September 14, 2009

Continuing to Impact UA Students

On the field, Crimson Tide linebacker Victor Ellis was an Academic All-SEC player, a four-year letterman and a member of Alabama’s 1999 Southeastern Conference championship team.

“Off the field,” says Athletic Director Mal Moore, “Victor was a caring person who put other people first. He had such a bright personality and charisma. Anyone who hung around Victor became a better person for it.”

The Red Bank, Tenn., native played for the Tide from 1998 to 2001. He graduated in 2002 with a degree in communications and then became an out-of-state recruiter for UA in the Carolinas.

His friends say Victor considered his job to be a privilege. As a recruiter, he wanted every student to have an opportunity to study at the University and be a part of this experience. He especially cared for those students who couldn’t come to UA without some financial assistance.
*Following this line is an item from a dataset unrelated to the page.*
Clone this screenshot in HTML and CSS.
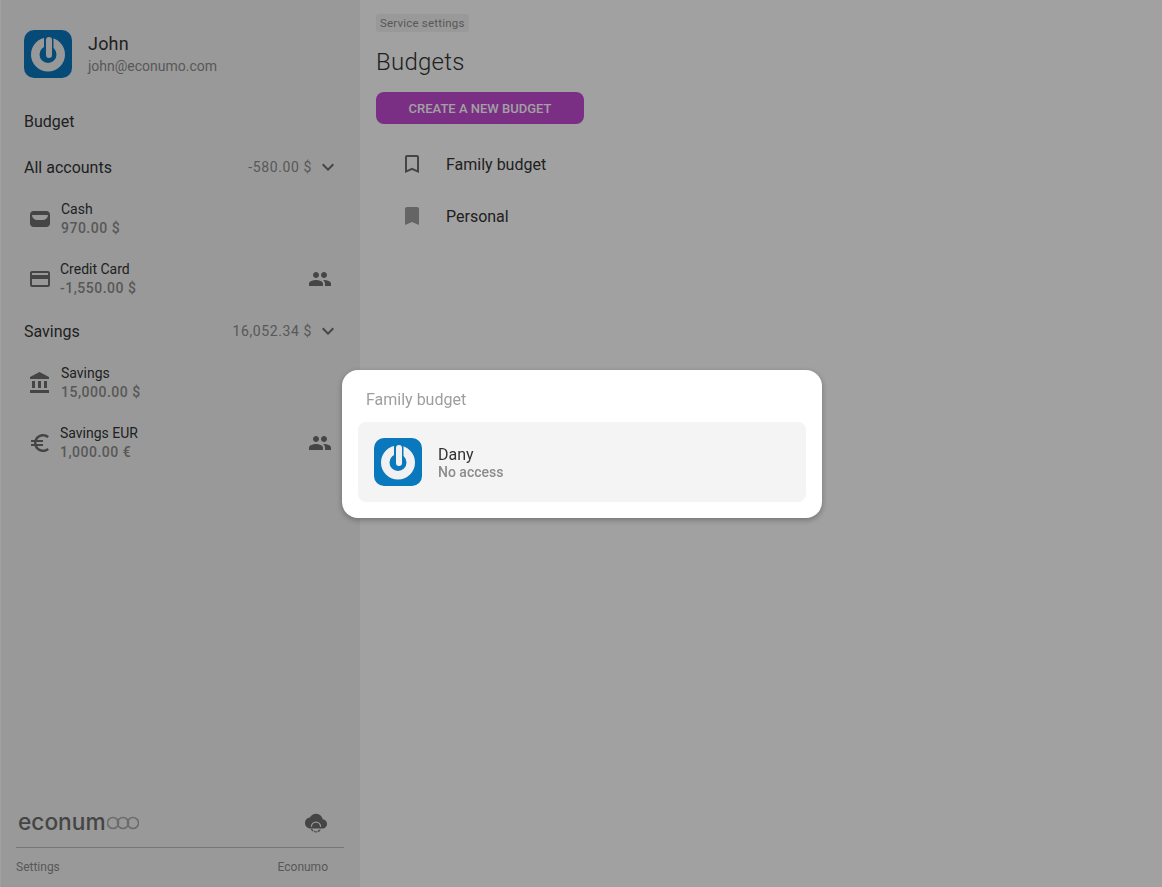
FILE: index.html
```html
<!DOCTYPE html>
<html lang="en">
<head>
  <meta charset="UTF-8" />
  <title>Budgets</title>
  <link rel="stylesheet" href="styles.css">
</head>
<body>
  <div class="layout">
    <aside class="sidebar">
      <div class="user">
        <svg class="avatar" viewBox="0 0 48 48">
          <rect width="48" height="48" rx="10" fill="#0a78bd" />
          <g class="avatar-mark">
            <circle cx="24" cy="24.500" r="12.750" fill="none" stroke="#f1f1f1" stroke-width="8.500" />
            <path d="M24.750 5v16" stroke="#0a78bd" stroke-width="9.500" />
            <path d="M25 10v15" stroke="#f1f1f1" stroke-width="6" stroke-linecap="round" />
          </g>
        </svg>
        <div class="user-text">
          <div class="user-name">John</div>
          <div class="user-mail">john@econumo.com</div>
        </div>
      </div>

      <div class="nav-link">Budget</div>

      <div class="group">
        <span>All accounts</span>
        <span class="group-sum">-580.00 $</span>
        <svg class="chevron" viewBox="0 0 24 24"><path d="M16.59 8.59L12 13.17 7.41 8.59 6 10l6 6 6-6z" /></svg>
      </div>
      <div class="account">
        <svg class="account-icon" viewBox="0 0 24 24"><path fill-rule="evenodd" d="M5.500 4h13c1.900 0 3.500 1.600 3.500 3.500v9c0 1.900-1.600 3.500-3.500 3.500h-13C3.600 20 2 18.400 2 16.500v-9C2 5.600 3.600 4 5.500 4zm-1 4c-.4 0-.6.300-.5.700.6 2.600 2.600 4.300 5 4.300h6c2.400 0 4.400-1.700 5-4.300.1-.4-.1-.7-.5-.7z" /></svg>
        <div class="account-text wide">
          <div class="account-name">Cash</div>
          <div class="account-sum">970.00 $</div>
        </div>
      </div>
      <div class="account">
        <svg class="account-icon" viewBox="0 0 24 24"><path d="M20 4H4c-1.110 0-1.990.89-1.990 2L2 18c0 1.110.89 2 2 2h16c1.110 0 2-.89 2-2V6c0-1.110-.89-2-2-2zm0 14H4v-6h16v6zm0-10H4V6h16v2z" /></svg>
        <div class="account-text">
          <div class="account-name">Credit Card</div>
          <div class="account-sum">-1,550.00 $</div>
        </div>
        <svg class="shared" viewBox="0 0 24 24"><path d="M16 11c1.660 0 2.990-1.340 2.990-3S17.660 5 16 5c-1.660 0-3 1.340-3 3s1.340 3 3 3zm-8 0c1.660 0 2.990-1.340 2.990-3S9.660 5 8 5C6.340 5 5 6.340 5 8s1.340 3 3 3zm0 2c-2.330 0-7 1.170-7 3.500V19h14v-2.500c0-2.330-4.670-3.500-7-3.500zm8 0c-.29 0-.62.02-.97.05 1.160.84 1.970 1.970 1.970 3.450V19h6v-2.500c0-2.330-4.670-3.500-7-3.500z" /></svg>
      </div>

      <div class="group">
        <span>Savings</span>
        <span class="group-sum">16,052.34 $</span>
        <svg class="chevron" viewBox="0 0 24 24"><path d="M16.59 8.59L12 13.17 7.41 8.59 6 10l6 6 6-6z" /></svg>
      </div>
      <div class="account">
        <svg class="account-icon" viewBox="0 0 24 24"><path d="M4 10v7h3v-7H4zm6 0v7h3v-7h-3zM2 22h19v-3H2v3zm14-12v7h3v-7h-3zm-4.500-9L2 6v2h19V6l-9.500-5z" /></svg>
        <div class="account-text wide">
          <div class="account-name">Savings</div>
          <div class="account-sum">15,000.00 $</div>
        </div>
      </div>
      <div class="account">
        <svg class="account-icon" viewBox="0 0 24 24"><path d="M15 18.500c-2.510 0-4.680-1.420-5.760-3.500H15v-2H8.580c-.05-.33-.08-.66-.08-1s.03-.67.08-1H15V9H9.240C10.320 6.920 12.500 5.500 15 5.500c1.610 0 3.090.59 4.230 1.570L21 5.300C19.410 3.870 17.300 3 15 3c-3.920 0-7.240 2.510-8.480 6H3v2h3.060c-.04.33-.06.66-.06 1s.02.67.06 1H3v2h3.520c1.240 3.490 4.560 6 8.480 6 2.310 0 4.410-.87 6-2.300l-1.780-1.770c-1.130.98-2.600 1.570-4.220 1.570z" /></svg>
        <div class="account-text">
          <div class="account-name">Savings EUR</div>
          <div class="account-sum">1,000.00 €</div>
        </div>
        <svg class="shared" viewBox="0 0 24 24"><path d="M16 11c1.660 0 2.990-1.340 2.990-3S17.660 5 16 5c-1.660 0-3 1.340-3 3s1.340 3 3 3zm-8 0c1.660 0 2.990-1.340 2.990-3S9.660 5 8 5C6.340 5 5 6.340 5 8s1.340 3 3 3zm0 2c-2.330 0-7 1.170-7 3.500V19h14v-2.500c0-2.330-4.670-3.500-7-3.500zm8 0c-.29 0-.62.02-.97.05 1.160.84 1.970 1.970 1.970 3.450V19h6v-2.500c0-2.330-4.670-3.500-7-3.500z" /></svg>
      </div>

      <div class="brand">
        <div class="logo">
          <span class="logo-text">econum</span>
          <svg class="logo-rings" viewBox="0 0 32 14">
            <circle cx="6" cy="7" r="5.500" />
            <circle cx="16" cy="7" r="5.500" />
            <circle cx="26" cy="7" r="5.500" />
          </svg>
        </div>
        <svg class="cloud" viewBox="0 0 24 24">
          <path d="M19.350 8.040C18.670 4.590 15.640 2 12 2 9.110 2 6.600 3.640 5.350 6.040 2.340 6.360 0 8.910 0 12c0 3.310 2.690 6 6 6h13c2.760 0 5-2.240 5-5 0-2.640-2.050-4.780-4.650-4.960z" />
          <path d="M7 16a5 5 0 0 1 10 0" fill="none" stroke="#f3f3f3" stroke-width="1.400" />
          <path d="M7 18.500a5.500 5.500 0 0 0 10 0" fill="none" stroke="#6e6e6e" stroke-width="1.400" stroke-dasharray="3 1" />
        </svg>
      </div>
      <div class="footer">
        <span>Settings</span>
        <span class="footer-right">Econumo</span>
      </div>
    </aside>

    <main class="content">
      <div class="crumb">Service settings</div>
      <h1 class="title">Budgets</h1>
      <button class="create-btn">CREATE A NEW BUDGET</button>
      <div class="budget-row">
        <svg class="budget-icon" viewBox="0 0 24 24"><path d="M17 3H7c-1.100 0-1.990.9-1.990 2L5 21l7-3 7 3V5c0-1.100-.9-2-2-2zm0 15l-5-2.180L7 18V5h10v13z" /></svg>
        <span>Family budget</span>
      </div>
      <div class="budget-row">
        <svg class="budget-icon filled" viewBox="0 0 24 24"><path d="M17 3H7c-1.100 0-1.990.9-1.990 2L5 21l7-3 7 3V5c0-1.100-.9-2-2-2z" /></svg>
        <span>Personal</span>
      </div>
    </main>
  </div>

  <div class="backdrop">
    <div class="dialog">
      <div class="dialog-title">Family budget</div>
      <div class="member">
        <svg class="avatar" viewBox="0 0 48 48">
          <rect width="48" height="48" rx="10" fill="#0a78bd" />
          <g class="avatar-mark">
            <circle cx="24" cy="24.500" r="12.750" fill="none" stroke="#f1f1f1" stroke-width="8.500" />
            <path d="M24.750 5v16" stroke="#0a78bd" stroke-width="9.500" />
            <path d="M25 10v15" stroke="#f1f1f1" stroke-width="6" stroke-linecap="round" />
          </g>
        </svg>
        <div class="member-text">
          <div class="member-name">Dany</div>
          <div class="member-access">No access</div>
        </div>
      </div>
    </div>
  </div>
</body>
</html>
```

FILE: styles.css
```css
* {
  box-sizing: border-box;
}
body {
  margin: 0;
  height: 887px;
  overflow: hidden;
  background: #fff;
  color: #333;
  font-family: Roboto, sans-serif;
  font-size: 16px;
}
.layout {
  display: flex;
  height: 100%;
}

/* Sidebar */
.sidebar {
  width: 359px;
  margin-left: 1px;
  padding: 30px 16px 0 15px;
  background: #f3f3f3;
  display: flex;
  flex-direction: column;
}
.user {
  display: flex;
  align-items: center;
  gap: 16px;
  padding-left: 8px;
  height: 48px;
}
.avatar {
  width: 48px;
  height: 48px;
  flex: none;
}
.avatar-mark {
  filter: blur(0.5px);
}
.user-name {
  font-size: 18px;
  line-height: 24px;
  letter-spacing: 0.2px;
}
.user-mail {
  font-size: 14px;
  line-height: 20px;
  color: #8c8c8c;
}
.nav-link {
  margin-top: 32px;
  padding-left: 8px;
  line-height: 24px;
}
.group {
  display: flex;
  align-items: center;
  height: 24px;
  margin-top: 21px;
  padding-left: 8px;
  padding-right: 4px;
}
.account + .group {
  margin-top: 11px;
}
.group-sum {
  margin-left: auto;
  margin-right: 4px;
  font-size: 14px;
  letter-spacing: 0.6px;
  color: #8c8c8c;
}
.chevron {
  width: 24px;
  height: 24px;
  fill: #6e6e6e;
}
.account {
  display: flex;
  align-items: center;
  height: 60px;
  padding: 0 12px;
}
.group + .account {
  margin-top: 9px;
}
.account-icon {
  width: 24px;
  height: 24px;
  margin-top: 2px;
  flex: none;
  fill: #6e6e6e;
}
.account-text {
  margin-left: 8px;
  padding-top: 1px;
  flex: 1;
}
.account-text.wide {
  margin-left: 9px;
}
.account-name {
  font-size: 14px;
  line-height: 18px;
}
.account-sum {
  margin-top: 1px;
  font-size: 14px;
  line-height: 18px;
  font-weight: 500;
  letter-spacing: 0.5px;
  color: #8c8c8c;
}
.shared {
  width: 24px;
  height: 24px;
  margin-top: 2px;
  flex: none;
  fill: #6e6e6e;
}
.brand {
  margin-top: auto;
  display: flex;
  align-items: center;
  justify-content: space-between;
  height: 32px;
  padding: 0 17px 0 2px;
}
.logo {
  display: flex;
  align-items: center;
  gap: 1px;
}
.logo-text {
  font-family: Inter, sans-serif;
  font-size: 22.700px;
  line-height: 24px;
  font-weight: 500;
  color: #6e6e6e;
  position: relative;
  top: -1px;
}
.logo-rings {
  width: 32px;
  height: 14px;
  fill: none;
  stroke: #aaa;
  stroke-width: 1.600;
}
.cloud {
  width: 22px;
  height: 22px;
  fill: #6e6e6e;
}
.footer {
  display: flex;
  justify-content: space-between;
  margin-top: 8px;
  height: 40px;
  padding: 11px 16px 0 0;
  border-top: 1px solid #bdbdbd;
  font-size: 12px;
  line-height: 16px;
  color: #8c8c8c;
}

/* Main */
.content {
  flex: 1;
  padding: 12px 16px;
}
.crumb {
  display: inline-block;
  padding: 0 4px;
  height: 18px;
  line-height: 18px;
  font-size: 11.500px;
  letter-spacing: 0.2px;
  color: #8c8c8c;
  background: #f3f3f3;
  border-radius: 3px;
}
.title {
  margin: 14px 0 0;
  font-size: 24px;
  line-height: 32px;
  font-weight: 300;
  letter-spacing: 0.25px;
}
.create-btn {
  display: block;
  width: 208px;
  height: 32px;
  margin-top: 14px;
  padding: 0;
  border: none;
  border-radius: 8px;
  background: #c149d2;
  color: #fff;
  font-family: Roboto, sans-serif;
  font-size: 13px;
  font-weight: 500;
}
.budget-row {
  display: flex;
  align-items: center;
  gap: 22px;
  height: 52px;
  padding-left: 24px;
}
.create-btn + .budget-row {
  margin-top: 14px;
}
.budget-icon {
  width: 24px;
  height: 24px;
  flex: none;
  fill: #6e6e6e;
}
.budget-icon.filled {
  fill: #a0a0a0;
}

/* Dialog */
.backdrop {
  position: fixed;
  inset: 0;
  background: rgba(0, 0, 0, 0.37);
  display: flex;
  justify-content: center;
  align-items: center;
  padding: 1px 0 0 2px;
}
.dialog {
  width: 480px;
  height: 148px;
  padding: 18px 16px 16px;
  background: #fff;
  border-radius: 16px;
  box-shadow: 0 2px 6px rgba(0, 0, 0, 0.3);
}
.dialog-title {
  padding-left: 8px;
  line-height: 24px;
  color: #9e9e9e;
  margin-bottom: 10px;
}
.member {
  display: flex;
  align-items: center;
  gap: 16px;
  height: 80px;
  padding: 0 16px;
  background: #f4f4f4;
  border-radius: 8px;
}
.member-name {
  line-height: 20px;
}
.member-access {
  font-size: 14px;
  line-height: 14px;
  font-weight: 500;
  color: #8c8c8c;
}
```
“The University was wise to hire Victor as a full-time recruiter,” Moore says. “Right now, we have students from North Carolina and South Carolina who are here because of Victor Ellis. That’s the impact he had on folks.”

In 2007, Victor was diagnosed with medullary renal cell carcinoma, a vicious cancer that spread rapidly through his body. He passed away on March 25, 2008. Even at the end, Victor smiled when anyone mentioned The University of Alabama.

Donald Morton, the attorney who helped Victor draft his will, says that helping students was a priority for Victor, and his will included provisions to establish a scholarship to help worthy non-athlete students attend the University. “The time he spent at the University brought him incredible happiness,” says Morton, “and knowing that he could help someone have this same experience gave him so much joy.”

“Victor’s legacy here will be far-reaching,” says Moore. “We are honored that he was a University of Alabama football letterman. He was also an outstanding student who just happened to play football. He touched so many lives in his 28 years, and he will have an impact on so many more through his scholarship. That’s what he wanted–to help others, to give people a chance—and he did that and did it with a smile.”